Project update 10 of 17
Hello everyone, Thank you for signing up and backing this project!
We learned about how Neural Networks can be mapped into the Vision FPGA SoM in the last update. Let’s look into some of the details in this update…
One of the primary applications of computer vision is to detect and/or localize everyday objects around us, and subsequently execute an action based on object locations. Many of us have tried connecting a simple USB webcam to a laptop and running a TensorFlow or PyTorch object detection model for simple and sometimes not-so-simple robotics applications. However, we should note that the convolutional neural networks, which are commonly used for computer vision applications, involve billions of multiply and accumulate (also called MAC) operations, thereby resulting in high power consumption. Hence, we need tools for neural network quantization and compression that reduce the number of operations, without sacrificing the accuracy of detections. The need for quantization and compression grows even higher when it comes to deploying object detection models on highly memory-constrained boards like our FPGA-based SoM. We are happy to share with you that our SoM consumes just about 30 mW of power for performing a not-so-easy task of human being detection. The SoM is able to do this task at 8 frames per second. That means, you can detect human beings 8 times per second!

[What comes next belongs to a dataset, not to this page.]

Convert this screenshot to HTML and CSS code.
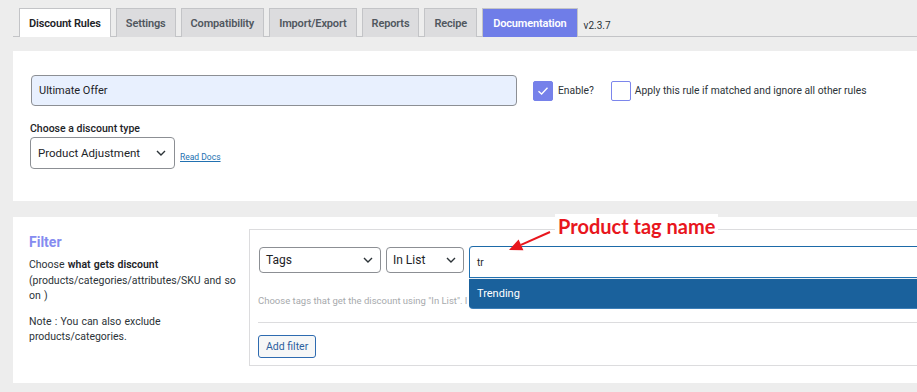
FILE: index.html
```html
<!DOCTYPE html>
<html lang="en">
<head>
    <meta charset="UTF-8">
    <meta name="viewport" content="width=device-width, initial-scale=1.0">
    <title>Discount Rules</title>
    <link rel="stylesheet" href="styles.css">
</head>
<body>
    <div class="page">
        <!-- Tabs -->
        <nav class="tabs">
            <a href="#" class="tab active">Discount Rules</a>
            <a href="#" class="tab">Settings</a>
            <a href="#" class="tab">Compatibility</a>
            <a href="#" class="tab">Import/Export</a>
            <a href="#" class="tab">Reports</a>
            <a href="#" class="tab">Recipe</a>
            <a href="#" class="tab doc">Documentation</a>
            <span class="version">v2.3.7</span>
        </nav>

        <!-- Rule title + discount type -->
        <section class="panel rule-panel">
            <div class="title-row">
                <input type="text" class="rule-title" value="Ultimate Offer">
                <span class="checkbox checked">
                    <svg width="12" height="10" viewBox="0 0 12 10"><path d="M1.5 5.2 L4.6 8 L10.5 1.8" fill="none" stroke="#fff" stroke-width="1.3"/></svg>
                </span>
                <span class="check-label">Enable?</span>
                <span class="checkbox"></span>
                <span class="check-label">Apply this rule if matched and ignore all other rules</span>
            </div>

            <label class="type-label">Choose a discount type</label>
            <div class="type-row">
                <div class="select type-select">
                    <span>Product Adjustment</span>
                    <svg class="chev" width="10" height="6" viewBox="0 0 10 6"><path d="M1 1 L5 5 L9 1" fill="none" stroke="#2c3338" stroke-width="1.4"/></svg>
                </div>
                <a href="#" class="read-docs">Read Docs</a>
            </div>
        </section>

        <!-- Filter -->
        <section class="panel filter-panel">
            <div class="filter-info">
                <h3 class="filter-title">Filter</h3>
                <p>Choose <b>what gets discount</b> (products/categories/attributes/SKU and so on )</p>
                <p>Note : You can also exclude products/categories.</p>
            </div>

            <div class="filter-box">
                <div class="filter-row">
                    <div class="select tags-select">
                        <span>Tags</span>
                        <svg class="chev" width="10" height="6" viewBox="0 0 10 6"><path d="M1 1 L5 5 L9 1" fill="none" stroke="#2c3338" stroke-width="1.4"/></svg>
                    </div>
                    <div class="select list-select">
                        <span>In List</span>
                        <svg class="chev" width="10" height="6" viewBox="0 0 10 6"><path d="M1 1 L5 5 L9 1" fill="none" stroke="#2c3338" stroke-width="1.4"/></svg>
                    </div>
                    <div class="search">
                        <span class="search-text">tr</span>
                        <div class="search-result">Trending</div>
                    </div>
                </div>
                <p class="helper">Choose tags that get the discount using "In List". I</p>
                <hr class="divider">
                <button class="add-filter">Add filter</button>
            </div>

            <!-- Annotation -->
            <span class="note-label">Product tag name</span>
            <svg class="note-arrow" width="60" height="30" viewBox="0 0 60 30">
                <path d="M47 5 L18 17.8" stroke="#e8161d" stroke-width="2" fill="none"/>
                <path d="M6 23 L15.6 12.6 L20.4 23.2 Z" fill="#e8161d"/>
            </svg>
        </section>
    </div>
</body>
</html>
```

FILE: styles.css
```css
* {
    margin: 0;
    padding: 0;
    box-sizing: border-box;
    font-family: Roboto, 'Noto Sans', sans-serif;
}

body {
    background: #ededed;
    overflow: hidden;
    color: #1d2327;
}

.page {
    width: 1100px;
    padding-left: 13px;
}

/* Tabs */
.tabs {
    display: flex;
    align-items: flex-end;
    padding: 8px 0 0 6px;
    height: 37px;
    border-bottom: 1px solid #c3c4c7;
}

.tab {
    display: flex;
    align-items: center;
    height: 29px;
    margin-right: 5px;
    margin-bottom: -1px;
    padding: 0 9px;
    background: #dcdcde;
    border: 1px solid #c3c4c7;
    border-bottom: none;
    color: #50575e;
    font-size: 11px;
    font-weight: 600;
    letter-spacing: -0.15px;
    text-decoration: none;
}

.tab.active {
    background: #fff;
    color: #1d2327;
}

.tab.doc {
    background: #6f7de8;
    color: #fff;
    padding: 0 10px;
}

.version {
    margin-left: 1px;
    font-size: 10px;
    color: #2c3338;
    padding-bottom: 5px;
}

/* Panels */
.panel {
    background: #fff;
}

.rule-panel {
    margin-top: 14px;
    padding: 24px 17px 32px 17px;
    height: 150px;
}

.title-row {
    display: flex;
    align-items: center;
}

.rule-title {
    width: 486px;
    height: 31px;
    margin-left: 1px;
    padding: 0 7px;
    background: #e8f0fe;
    border: 1px solid #8c8f94;
    border-radius: 4px;
    font-size: 11px;
    color: #1d2327;
    outline: none;
}

.checkbox {
    display: flex;
    align-items: center;
    justify-content: center;
    width: 20px;
    height: 20px;
    margin-left: 16px;
    border: 1px solid #7c86ec;
    border-radius: 2px;
    background: #fff;
}

.checkbox.checked {
    background: #7681ea;
    border-color: #7681ea;
}

.check-label {
    margin-left: 5px;
    font-size: 10.3px;
    color: #2c3338;
}

.checkbox:not(.checked) {
    margin-left: 17px;
}

.checkbox:not(.checked) + .check-label {
    margin-left: 4px;
}

.type-label {
    display: block;
    margin-top: 15px;
    font-size: 10.5px;
    font-weight: 500;
    line-height: 16px;
    color: #1d2327;
}

.type-row {
    display: flex;
    align-items: flex-end;
}

.select {
    display: flex;
    align-items: center;
    justify-content: space-between;
    border: 1px solid #8c8f94;
    border-radius: 4px;
    background: #fff;
    font-size: 12px;
    color: #1d2327;
}

.type-select {
    width: 145px;
    height: 32px;
    padding: 0 8px 0 7px;
    font-size: 11.5px;
}

.read-docs {
    margin: 0 0 7px 5px;
    font-size: 8.5px;
    color: #2271b1;
}

/* Filter panel */
.filter-panel {
    position: relative;
    display: flex;
    margin-top: 16px;
    height: 166px;
}

.filter-info {
    flex: 0 0 236px;
    padding: 16px 10px 0 16px;
    font-size: 10.5px;
    line-height: 15.5px;
    word-spacing: 0.6px;
    color: #2c3338;
}

.filter-title {
    font-size: 14px;
    font-weight: 700;
    line-height: 18px;
    color: #858cf0;
    margin-bottom: 6px;
    word-spacing: 0;
}

.filter-info p {
    margin-bottom: 10px;
}

.filter-info b {
    font-weight: 600;
    color: #1d2327;
}

.filter-box {
    flex: 1;
    margin: 12px 0 17px 0;
    padding: 16px 0 8px 8px;
    border: 1px solid #dcdcde;
}

.filter-row {
    display: flex;
    align-items: flex-start;
}

.tags-select {
    width: 122px;
    height: 26px;
    margin: 1px 0 0 1px;
    padding: 0 7px 0 6px;
}

.list-select {
    width: 78px;
    height: 26px;
    margin: 1px 0 0 5px;
    padding: 0 7px 0 6px;
}

.search {
    position: relative;
    flex: 1;
    height: 32px;
    margin-left: 5px;
    padding: 0 7px;
    display: flex;
    align-items: center;
    border: 1px solid #2271b1;
    border-top-color: #1d6aa8;
    border-radius: 4px 0 0 0;
    background: #fff;
}

.search-text {
    font-size: 10px;
    color: #1d2327;
}

.search-result {
    position: absolute;
    top: 31px;
    left: -1px;
    right: -1px;
    height: 30px;
    padding: 0 8px;
    display: flex;
    align-items: center;
    background: #1a619c;
    border-radius: 0 0 0 4px;
    border-top: 1px solid #e8eef4;
    font-size: 11px;
    color: #fff;
    box-shadow: 0 1px 0 #3d7fb8;
}

.helper {
    margin-top: 17px;
    font-size: 9.5px;
    line-height: 12px;
    color: #a7aaad;
    white-space: nowrap;
}

.divider {
    margin-top: 15px;
    border: none;
    border-top: 1px solid #dcdcde;
}

.add-filter {
    margin-top: 12px;
    height: 23px;
    padding: 0 7px;
    background: #f6f7f7;
    border: 1px solid #2e6bb0;
    border-radius: 3px;
    font-size: 10.5px;
    color: #2c5f9e;
}

/* Annotation */
.note-label {
    position: absolute;
    top: -3px;
    left: 542px;
    padding: 0 3px;
    background: #fff;
    font-family: Lato, 'Liberation Sans', sans-serif;
    font-size: 20px;
    font-weight: 700;
    line-height: 24px;
    color: #e8161d;
}

.note-arrow {
    position: absolute;
    top: 10px;
    left: 490px;
}
```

Details: The green LED lights every time the image sensor captures an image. The Red LED lights when the Neural Network in the FPGA detects a human torso. The Vision FPGA SoM is mounted on a breakout board and hooked up to 2x AA batteries. The SoM is flashed with human detection code that works out of the box with no additional training required. The SoM wiggles a GPIO whenever it captures an image and a different GPIO when it detects an object it recognizes.
A few gory details regarding the human detection demo.
The human detection model is trained on a dataset containing about 4400 annotated images (with bounding boxes around the upper torso). The model is a convolutional neural network, which was initially published Bichen Wu (UC Berkeley) by the name of SqueezeDet. Our model has about 68500 parameters (8-bit quantized) and requires a little over 57 million operations. The training was carried out on Google Colab and took about 6 hours to finish (for about 25,000 epochs). Subsequently, the model was converted to a frozen inference graph and then, into a binary file using Lattice Semiconductor’s SensAI Neural Network Compiler. The binary file for the human detection model and the RTL (verilog) were programmed into the flash on the SoM. After following these steps, we enjoyed the LEDs responding to anyone’s presence in front of the SoM camera. With the above simple steps, you can also make your very own ultra-low power “Eye of the Sauron”!
Have you ever wondered how Google’s and Amazon’s home devices can spot keywords? Well, now you can actually implement this for yourself on the SoM using the on-board I2S microphone and train the device to respond to any keyword of your liking!
Details: The Vision SoM is mounted on the developer board for power and physical stability. The demo uses the I2S microphone on the SoM. The Red LED lights up whenever audio activity is detected. If the audio corresponds to a trained keyword (Seven in this case), the Blue LED lights up. The FPGA code and model for keyword detection as well as training framework will be provided on GitHub.
In this project, we used open-source data on human speech commands and keywords from Google. The training of the keyword detection model proceeded in two steps, namely filter training and model training. In the first step, we trained a convolution-based audio filter to extract features of the human speech. In the second step, we froze the audio filter’s parameters and trained a convolutional neural network to classify an input human speech command/keyword. Let’s go into a little more detail. In the first step, we use a 1D convolution on a speech signal which is about 1 second long. A 1D convolution generates a plot of spectral density of frequencies over time (also called a spectrogram). Simply speaking, it’s frequency vs time plot for every signal. So you get a plot….but wait….a plot is also an image! So what magic did we do in the first step? We converted a keyword detection problem into a computer vision problem by plotting the dominant frequencies over time in the speech signal. Now that you have an image, you can follow the same steps as those used in Visual SoM, to train a keyword detection model (of course, with some changes, but the concept stays the same). Hence, you will not hear from us that you need to implement the tough techniques of RNNs and LSTMs to train a keyword detection model. In the second step, all we have to do is to train a model that takes in the “image” generated by the 1D convolution audio filter and finally classify into a keyword.
Source code for raw audio data download, sample rate conversion, and filter and keyword model training as well as the Google Colab notebook will be added to this repository very soon. However, it should be mentioned that the keyword detection module has many training-related user-defined parameters which are set in the shell scripts provided in this module. You can run these shell scripts in Colab but cannot edit them. Hence, we recommend that you edit the files on your local computer and then upload them to Colab (takes less than 10 seconds because you are uploading python code) and run the scripts on Colab. You will get a training speed of about 54 epochs per minute.